On April 8, Nick Catoggio, my Dispatch colleague, dubbed an earlier stoppage with Iran “Schrödinger’s ceasefire.” This was a reference to the famous thought experiment by the physicist Erwin Schrödinger, who was trying to explain the weirdness of “superpositionality” in quantum physics. A cat in a box is both dead and alive at the same time until you open the box. Schrödinger meant to illustrate the absurdity of the idea that particles aren’t any one thing, but a “cloud of probabilities.”
The Trump administration is stuck in a word cloud of probabilities of his own making. The war is over. The war is on. The war isn’t a war. We have a deal, but we don’t have a deal, but we’re about to have a deal. We destroyed Iran’s military. No, we left it intact. We want regime change. No we don’t. We already accomplished it. We “obliterated” Iran’s nuclear program a year ago. We had to go to war in February to prevent nuclear war. The Strait of Hormuz is open, closed, or something in-between. No deal without “unconditional surrender.” Let’s make a deal!
This everything-all-at-once vibe can be disorienting, particularly since most Americans didn’t have a war with Iran on their bingo cards until the shooting had already started. President Trump didn’t prepare the country or consult with Congress beforehand because he thought it would all be a smashing success in a matter of weeks.
The miscalculation that started it all: killing Iran’s Supreme Leader, Ayatollah Ali Khamenei, and much of Iran’s senior leadership, on the first day of the war. To “the great proud people of Iran, I say tonight that the hour of your freedom is at hand,” Trump announced on Feb. 28. “When we are finished, take over your government. It will be yours to take. This will be probably your only chance for generations.”
I support regime change in Iran and shed no tears for Khamenei or his goons. But when you start a war by killing the regime’s top leaders, it’s not unreasonable for the remaining ones to conclude that you really intend regime change.
Khamenei was a murderous fanatic, but he was a fairly cautious one. He liked to threaten closing the Strait of Hormuz or attacking our regional allies, but he was reluctant to actually do it, fearing it would invite a regime change war. The mullahs and IRGC goons believed, not unreasonably, that if they lost their grip on power, they’d be lynched by the Iranian people they’ve brutalized for decades.
By starting with a regime change war, Trump removed any reason for the regime not to go for broke. When you have nothing to lose — particularly when you are a millenarian religious fanatic — a Persian Alamo strategy makes a lot of sense.
So Iran closed the Strait of Hormuz and attacked its neighbors.
But it turns out this wasn’t the Alamo. In the contest of wills, Trump blinked. The Iranian regime’s tolerance for punishment proved — so far — to be greater than Trump’s and that of our gulf allies. Militarily we could finish the job, but that would require ground troops and much greater economic turmoil. In a conflict Trump launched unilaterally without the prior support of Congress, NATO or the American people, Trump doesn’t have the political capital for that.

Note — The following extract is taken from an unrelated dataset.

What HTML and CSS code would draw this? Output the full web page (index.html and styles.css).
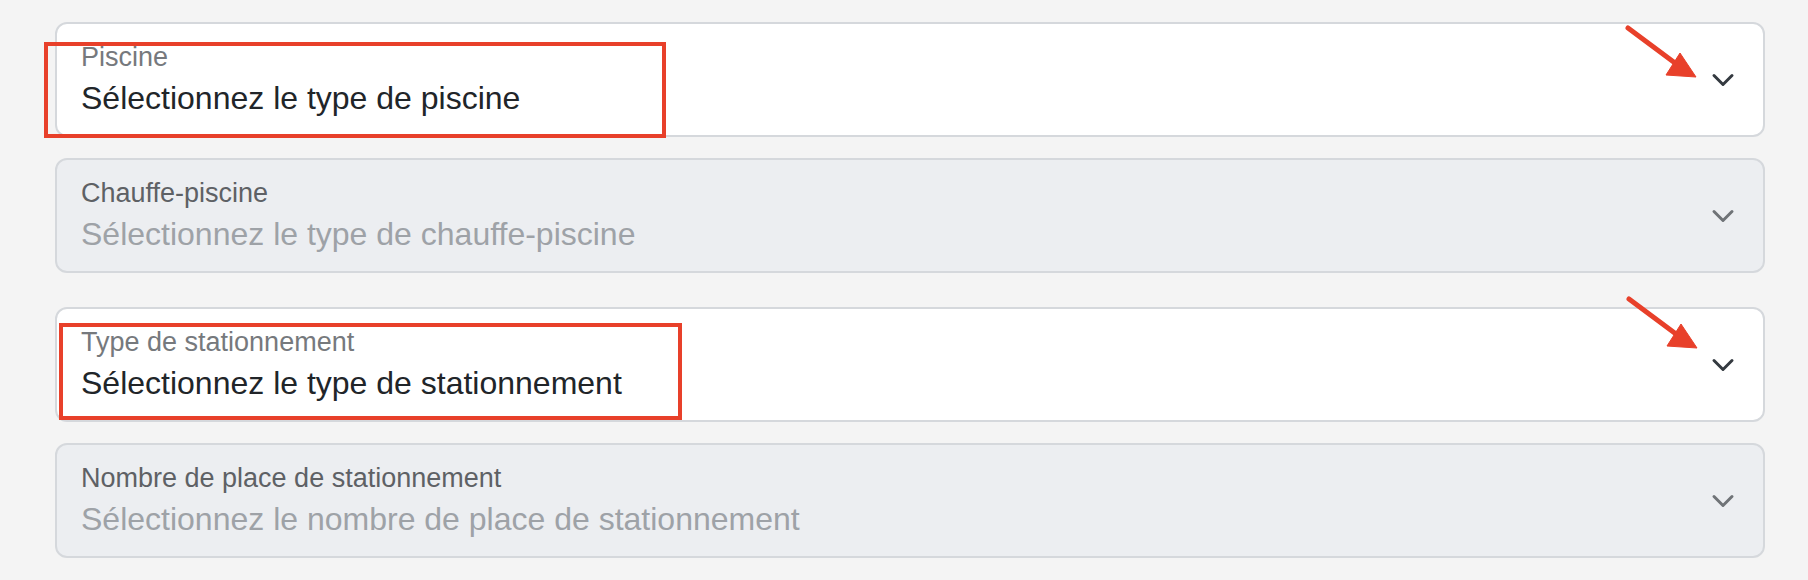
FILE: index.html
```html
<!DOCTYPE html>
<html lang="fr">
<head>
<meta charset="utf-8">
<title>Formulaire</title>
<link rel="stylesheet" href="styles.css">
</head>
<body>
<main class="form">
  <div class="field gap-sm">
    <div class="field-text">
      <div class="label">Piscine</div>
      <div class="value">Sélectionnez le type de piscine</div>
    </div>
    <svg class="chevron" viewBox="0 0 32 24" width="32" height="24"><path d="M7 7.5 L16 16.5 L25 7.5" fill="none" stroke="#343a40" stroke-width="3" stroke-linecap="round" stroke-linejoin="round"/></svg>
  </div>
  <div class="field disabled gap-lg">
    <div class="field-text">
      <div class="label">Chauffe-piscine</div>
      <div class="value">Sélectionnez le type de chauffe-piscine</div>
    </div>
    <svg class="chevron" viewBox="0 0 32 24" width="32" height="24"><path d="M7 7.5 L16 16.5 L25 7.5" fill="none" stroke="#6f7377" stroke-width="3" stroke-linecap="round" stroke-linejoin="round"/></svg>
  </div>
  <div class="field gap-sm">
    <div class="field-text">
      <div class="label">Type de stationnement</div>
      <div class="value">Sélectionnez le type de stationnement</div>
    </div>
    <svg class="chevron" viewBox="0 0 32 24" width="32" height="24"><path d="M7 7.5 L16 16.5 L25 7.5" fill="none" stroke="#343a40" stroke-width="3" stroke-linecap="round" stroke-linejoin="round"/></svg>
  </div>
  <div class="field disabled">
    <div class="field-text">
      <div class="label">Nombre de place de stationnement</div>
      <div class="value">Sélectionnez le nombre de place de stationnement</div>
    </div>
    <svg class="chevron" viewBox="0 0 32 24" width="32" height="24"><path d="M7 7.5 L16 16.5 L25 7.5" fill="none" stroke="#6f7377" stroke-width="3" stroke-linecap="round" stroke-linejoin="round"/></svg>
  </div>
</main>

<div class="annot box-one"></div>
<div class="annot box-two"></div>
<svg class="arrows" viewBox="0 0 1808 580" width="1808" height="580">
  <g fill="#e8402a" stroke="#e8402a">
    <line x1="1628" y1="28" x2="1675" y2="63" stroke-width="5" stroke-linecap="round"/>
    <polygon points="1666,75 1680,53 1696,77" stroke-width="1"/>
    <line x1="1629" y1="299" x2="1676" y2="334" stroke-width="5" stroke-linecap="round"/>
    <polygon points="1667,346 1681,324 1697,348" stroke-width="1"/>
  </g>
</svg>
</body>
</html>
```

FILE: styles.css
```css
html, body {
  margin: 0;
  padding: 0;
}

body {
  background: #f4f4f4;
  font-family: "Liberation Sans", Arial, sans-serif;
  width: 1808px;
  height: 580px;
  position: relative;
  overflow: hidden;
}

.form {
  padding: 22px 43px 0 55px;
  display: flex;
  flex-direction: column;
}

.field {
  box-sizing: border-box;
  height: 115px;
  background: #ffffff;
  border: 2px solid #d5d8dc;
  border-radius: 12px;
  display: flex;
  align-items: center;
  padding: 0 24px;
  margin-bottom: 22px;
}

.field.gap-sm {
  margin-bottom: 21px;
}

.field.gap-lg {
  margin-bottom: 34px;
}

.field-text {
  flex: 1;
  align-self: flex-start;
  padding-top: 17px;
}

.label {
  font-size: 27px;
  line-height: 32px;
  color: #76797d;
}

.value {
  margin-top: 5px;
  font-size: 32px;
  line-height: 40px;
  color: #212529;
}

.field.disabled {
  background: #eceef1;
}

.field.disabled .label {
  color: #5e6165;
}

.field.disabled .value {
  color: #9ea2a7;
}

.chevron {
  flex: none;
  display: block;
}

.annot {
  position: absolute;
  box-sizing: border-box;
  border: 4px solid #e8402a;
}

.box-one {
  left: 44px;
  top: 42px;
  width: 622px;
  height: 96px;
}

.box-two {
  left: 59px;
  top: 323px;
  width: 623px;
  height: 97px;
}

.arrows {
  position: absolute;
  left: 0;
  top: 0;
  pointer-events: none;
}
```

But that’s only half the problem. Trump wants the war over, but he doesn’t want to pay — militarily, economically, politically — what that would cost. So he wants to make a deal that ends it. But there is no deal available that wouldn’t come at an equally undesirable cost. Any deal that looks like what President Obama struck with the Iranians would be too embarrassing to bear. But the Iranians are convinced that they can get just such a deal, and they’re willing to drag things out as long as it takes.
The result: Trump’s in a box of his own making. He thinks he can talk his way out by simply asserting a reality that doesn’t exist. When the financial markets get nervous, he announces a breakthrough that is, at best, a possibility. When the Iranians agree to a deal that looks similar to one Obama might negotiate, Trump goes back to his threats.
It can’t go on forever. But I’m sure it’ll last until long after this column is forgotten.